On ne doit donc pas être surpris si, du XIIe au XIVe siècle, il n’y a pas de château, pas de bonne exploitation en Languedoc ou en Gascogne, à laquelle ne soient attachés un ou plusieurs « sarrasins, » immobiliers, dépendances du domaine. Au XVe siècle encore, cette région fourmille d’esclaves de toute couleur : noirs, blancs, olivâtres ; de toutes nations : Turcs, Russes, Égyptiens ; et appartenant à toutes les classes de la société. Dans l’inventaire d’un marchand figurent six esclaves dont « quatre femmes jeunes et blanches. » Un habitant de Perpignan écrit à un notaire de Barcelone (1438) pour le prier de lui acheter une esclave de plus de trente ans. Il lui demande en même temps à quel prix pourrait se vendre, à Barcelone, l’enfant naturel d’un esclave, âgé de quatre ans et demi environ, dont on lui offre déjà 35 livres.

Le prix variait, au XIVe siècle, depuis 290 francs de notre monnaie, pour une esclave enceinte âgée de vingt-trois ans, achetée par un apothicaire, jusqu’à 367 francs pour une fille blanche de race tartare, baptisée, achetée par un prêtre. Le bétail humain était meilleur marché à Constantinople : une jeune femme esclave n’y valait que 226 francs (1367). En France, au XVe siècle, un « sarrasin noir » coûte 672 francs, un esclave blanc 650 francs. Ces esclaves servaient à toutes fins, puisque le comte de Roussillon défend (1431) « à tout homme marié, dans les ordres ou religieux, de tenir une esclave dans sa maison ou dans une maison étrangère, per usar ab aquella carnalmente.
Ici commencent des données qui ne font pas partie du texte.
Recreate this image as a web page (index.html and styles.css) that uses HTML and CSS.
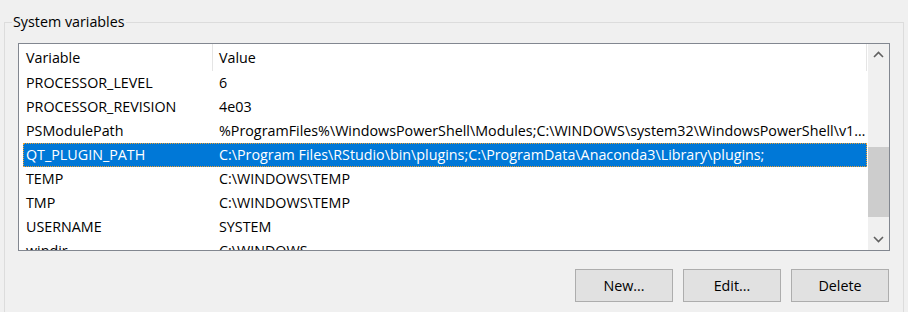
FILE: index.html
```html
<!DOCTYPE html>
<html lang="en">
<head>
    <meta charset="UTF-8">
    <meta name="viewport" content="width=device-width, initial-scale=1.0">
    <title>System variables</title>
    <link rel="stylesheet" href="styles.css">
</head>
<body>
    <fieldset class="group">
        <legend>System variables</legend>
        <div class="list-box">
            <div class="list">
                <div class="list-header">
                    <div class="col-name">Variable</div>
                    <div class="col-value">Value</div>
                </div>
                <div class="row">
                    <div class="cell-name">PROCESSOR_LEVEL</div>
                    <div class="cell-value">6</div>
                </div>
                <div class="row">
                    <div class="cell-name">PROCESSOR_REVISION</div>
                    <div class="cell-value">4e03</div>
                </div>
                <div class="row">
                    <div class="cell-name">PSModulePath</div>
                    <div class="cell-value">%ProgramFiles%\WindowsPowerShell\Modules;C:\WINDOWS\system32\WindowsPowerShell\v1.0\Modules</div>
                </div>
                <div class="row selected">
                    <div class="cell-name">QT_PLUGIN_PATH</div>
                    <div class="cell-value">C:\Program Files\RStudio\bin\plugins;C:\ProgramData\Anaconda3\Library\plugins;</div>
                </div>
                <div class="row">
                    <div class="cell-name">TEMP</div>
                    <div class="cell-value">C:\WINDOWS\TEMP</div>
                </div>
                <div class="row">
                    <div class="cell-name">TMP</div>
                    <div class="cell-value">C:\WINDOWS\TEMP</div>
                </div>
                <div class="row">
                    <div class="cell-name">USERNAME</div>
                    <div class="cell-value">SYSTEM</div>
                </div>
                <div class="row">
                    <div class="cell-name">windir</div>
                    <div class="cell-value">C:\WINDOWS</div>
                </div>
            </div>
            <div class="scrollbar">
                <div class="scroll-btn">
                    <svg width="11" height="7" viewBox="0 0 11 7"><polyline points="1,6 5.5,1.5 10,6" fill="none" stroke="#606060" stroke-width="1.6"/></svg>
                </div>
                <div class="scroll-track">
                    <div class="scroll-thumb"></div>
                </div>
                <div class="scroll-btn">
                    <svg width="11" height="7" viewBox="0 0 11 7"><polyline points="1,1 5.5,5.5 10,1" fill="none" stroke="#606060" stroke-width="1.6"/></svg>
                </div>
            </div>
        </div>
        <div class="buttons">
            <button class="btn">New...</button>
            <button class="btn">Edit...</button>
            <button class="btn">Delete</button>
        </div>
    </fieldset>
</body>
</html>
```

FILE: styles.css
```css
html, body {
    height: 312px;
    overflow: hidden;
}

body {
    margin: 0;
    background-color: #f0f0f0;
    font-family: "Open Sans", "Noto Sans", sans-serif;
    font-size: 14.3px;
    color: #000;
}

.group {
    margin: 14px 4px 0;
    padding: 13px 13px 12px;
    border: 1px solid #dcdcdc;
    min-inline-size: 0;
}

.group legend {
    margin-left: -6px;
    padding: 0 1px;
    line-height: 16px;
}

.list-box {
    display: flex;
    height: 206px;
    border: 1px solid #828790;
    background-color: #fff;
}

.list {
    flex: 1;
    overflow: hidden;
    min-width: 0;
}

.list-header {
    display: flex;
    height: 27px;
    line-height: 28px;
}

.col-name {
    width: 186px;
    padding-left: 7px;
    border-right: 1px solid #e5e5e5;
}

.col-value {
    width: 647px;
    padding-left: 6px;
    border-right: 1px solid #e5e5e5;
}

.row {
    display: flex;
    height: 24px;
    line-height: 22px;
    margin-left: 4px;
    width: 844px;
    border: 1px solid transparent;
    box-sizing: border-box;
}

.row.selected {
    background-color: #0078d7;
    color: #fff;
    border: 1px dotted #f0a030;
}

.cell-name {
    width: 186px;
    padding-left: 2px;
    flex-shrink: 0;
}

.cell-value {
    flex: 1;
    min-width: 0;
    padding-left: 7px;
    white-space: nowrap;
    overflow: hidden;
    text-overflow: ellipsis;
}

.scrollbar {
    width: 21px;
    display: flex;
    flex-direction: column;
    background-color: #f0f0f0;
}

.scroll-btn {
    height: 21px;
    display: flex;
    justify-content: center;
    align-items: center;
}

.scroll-track {
    flex: 1;
}

.scroll-thumb {
    margin-top: 82px;
    height: 70px;
    background-color: #cdcdcd;
}

.buttons {
    display: flex;
    justify-content: flex-end;
    gap: 10px;
    margin-top: 18px;
    margin-right: 1px;
}

.btn {
    width: 98px;
    height: 33px;
    background-color: #e1e1e1;
    border: 1px solid #adadad;
    font-family: inherit;
    font-size: 14.3px;
    color: #000;
    padding: 0;
}
```
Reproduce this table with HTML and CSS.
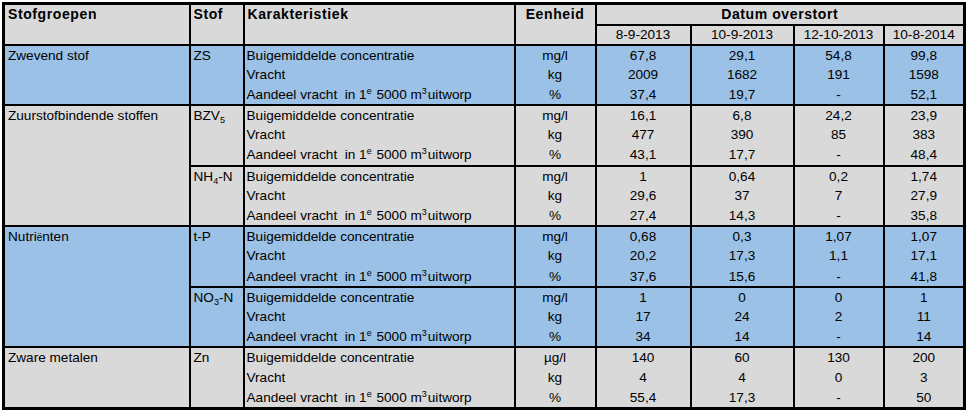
FILE: index.html
```html
<!DOCTYPE html>
<html>
<head>
<meta charset="utf-8">
<link rel="stylesheet" href="styles.css">
</head>
<body>
<table class="tbl">
  <colgroup>
    <col class="c-grp"><col class="c-stof"><col class="c-kar"><col class="c-unit">
    <col class="c-d1"><col class="c-d2"><col class="c-d3"><col class="c-d4">
  </colgroup>
  <thead>
    <tr class="h1">
      <th rowspan="2" class="left">Stofgroepen</th>
      <th rowspan="2" class="left">Stof</th>
      <th rowspan="2" class="left">Karakteristiek</th>
      <th rowspan="2">Eenheid</th>
      <th colspan="4">Datum overstort</th>
    </tr>
    <tr class="h2">
      <td>8-9-2013</td><td>10-9-2013</td><td>12-10-2013</td><td>10-8-2014</td>
    </tr>
  </thead>
  <tbody class="blue">
    <tr class="first">
      <td rowspan="3" class="grp">Zwevend stof</td>
      <td rowspan="3" class="stof">ZS</td>
      <td class="kar">Buigemiddelde concentratie</td><td>mg/l</td>
      <td>67,8</td><td>29,1</td><td>54,8</td><td>99,8</td>
    </tr>
    <tr><td class="kar">Vracht</td><td>kg</td><td>2009</td><td>1682</td><td>191</td><td>1598</td></tr>
    <tr><td class="kar">Aandeel vracht &nbsp;in 1<sup>e</sup> 5000 m<sup>3</sup>uitworp</td><td>%</td><td>37,4</td><td>19,7</td><td>-</td><td>52,1</td></tr>
  </tbody>
  <tbody class="gray">
    <tr class="first">
      <td rowspan="6" class="grp">Zuurstofbindende stoffen</td>
      <td rowspan="3" class="stof">BZV<sub>5</sub></td>
      <td class="kar">Buigemiddelde concentratie</td><td>mg/l</td>
      <td>16,1</td><td>6,8</td><td>24,2</td><td>23,9</td>
    </tr>
    <tr><td class="kar">Vracht</td><td>kg</td><td>477</td><td>390</td><td>85</td><td>383</td></tr>
    <tr><td class="kar">Aandeel vracht &nbsp;in 1<sup>e</sup> 5000 m<sup>3</sup>uitworp</td><td>%</td><td>43,1</td><td>17,7</td><td>-</td><td>48,4</td></tr>
    <tr class="first">
      <td rowspan="3" class="stof">NH<sub>4</sub>-N</td>
      <td class="kar">Buigemiddelde concentratie</td><td>mg/l</td>
      <td>1</td><td>0,64</td><td>0,2</td><td>1,74</td>
    </tr>
    <tr><td class="kar">Vracht</td><td>kg</td><td>29,6</td><td>37</td><td>7</td><td>27,9</td></tr>
    <tr><td class="kar">Aandeel vracht &nbsp;in 1<sup>e</sup> 5000 m<sup>3</sup>uitworp</td><td>%</td><td>27,4</td><td>14,3</td><td>-</td><td>35,8</td></tr>
  </tbody>
  <tbody class="blue">
    <tr class="first">
      <td rowspan="6" class="grp">Nutri<span class="small">ë</span>nten</td>
      <td rowspan="3" class="stof">t-P</td>
      <td class="kar">Buigemiddelde concentratie</td><td>mg/l</td>
      <td>0,68</td><td>0,3</td><td>1,07</td><td>1,07</td>
    </tr>
    <tr><td class="kar">Vracht</td><td>kg</td><td>20,2</td><td>17,3</td><td>1,1</td><td>17,1</td></tr>
    <tr><td class="kar">Aandeel vracht &nbsp;in 1<sup>e</sup> 5000 m<sup>3</sup>uitworp</td><td>%</td><td>37,6</td><td>15,6</td><td>-</td><td>41,8</td></tr>
    <tr class="first">
      <td rowspan="3" class="stof">NO<sub>3</sub>-N</td>
      <td class="kar">Buigemiddelde concentratie</td><td>mg/l</td>
      <td>1</td><td>0</td><td>0</td><td>1</td>
    </tr>
    <tr><td class="kar">Vracht</td><td>kg</td><td>17</td><td>24</td><td>2</td><td>11</td></tr>
    <tr><td class="kar">Aandeel vracht &nbsp;in 1<sup>e</sup> 5000 m<sup>3</sup>uitworp</td><td>%</td><td>34</td><td>14</td><td>-</td><td>14</td></tr>
  </tbody>
  <tbody class="gray">
    <tr class="first">
      <td rowspan="3" class="grp">Zware metalen</td>
      <td rowspan="3" class="stof">Zn</td>
      <td class="kar">Buigemiddelde concentratie</td><td>µg/l</td>
      <td>140</td><td>60</td><td>130</td><td>200</td>
    </tr>
    <tr><td class="kar">Vracht</td><td>kg</td><td>4</td><td>4</td><td>0</td><td>3</td></tr>
    <tr><td class="kar">Aandeel vracht &nbsp;in 1<sup>e</sup> 5000 m<sup>3</sup>uitworp</td><td>%</td><td>55,4</td><td>17,3</td><td>-</td><td>50</td></tr>
  </tbody>
</table>
</body>
</html>
```

FILE: styles.css
```css
html, body {
  margin: 0;
  padding: 0;
  background: #ffffff;
}
body {
  padding: 2px 0 0 2px;
  font-family: "Liberation Sans", Arial, sans-serif;
  font-size: 13.6px;
  color: #000;
}
.tbl {
  border-collapse: collapse;
  table-layout: fixed;
  border: 3px solid #000;
}
.c-grp { width: 186px; }
.c-stof { width: 54px; }
.c-kar { width: 271px; }
.c-unit { width: 81px; }
.c-d1 { width: 95px; }
.c-d2 { width: 103px; }
.c-d3 { width: 90px; }
.c-d4 { width: 81px; }

.tbl th, .tbl td {
  padding: 0 3px;
  border-left: 2px solid #000;
  border-right: 2px solid #000;
  text-align: center;
  vertical-align: top;
  white-space: nowrap;
  line-height: 19px;
  overflow: hidden;
}
.tbl thead th, .tbl thead td {
  background: #d9d9d9;
  border-bottom: 2px solid #000;
}
.tbl th {
  font-weight: bold;
  letter-spacing: 0.6px;
  font-size: 14px;
}
.tbl th.left { text-align: left; }
.h1 { height: 21px; }
.h2 { height: 20px; }
.h1 th { line-height: 18px; }
.h2 td { line-height: 18px; }

.tbl tbody tr { height: 20.2px; }
.tbl tbody tr.first td { border-top: 2px solid #000; }
.blue td { background: #9bc2e6; }
.gray td { background: #d9d9d9; }

.tbl td.grp, .tbl td.stof { text-align: left; }
.tbl td.kar { text-align: left; padding-left: 2px; }

sub, sup {
  font-size: 9px;
  line-height: 0;
}
sub { vertical-align: -3px; }
sup { vertical-align: 5px; padding-right: 1px; }
.small { font-size: 10px; }
```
Nos idées sur l’esclavage, on ne saurait se le dissimuler, ne se sont modifiées que d’hier. Au XVIIe siècle, notre gouvernement s’efforçait de paralyser la piraterie qui avait pour objet, non la traite des blancs, mais la traite des Français. Il n’y a guère plus de cent ans, tandis que l’esclavage temporaire des blancs, — il pouvait durer jusqu’à huit ans, — était encore admis dans toutes les colonies de l’Amérique du Nord, la législation de Saint-Domingue, de la Guyane, etc., interdisait aux habitans d’affranchir leurs esclaves sans en avoir obtenu par écrit la permission du gouverneur. Il était également défendu aux maîtres « de faire baptiser, comme libres, des enfans dont les mères sont esclaves, et qui, par ce moyen, sont réputés affranchis. » Et comme il paraît que, malgré tout, ces défenses étaient violées, une ordonnance de Louis XV porte que « Sa Majesté, voulant faire cesser des abus aussi dangereux, »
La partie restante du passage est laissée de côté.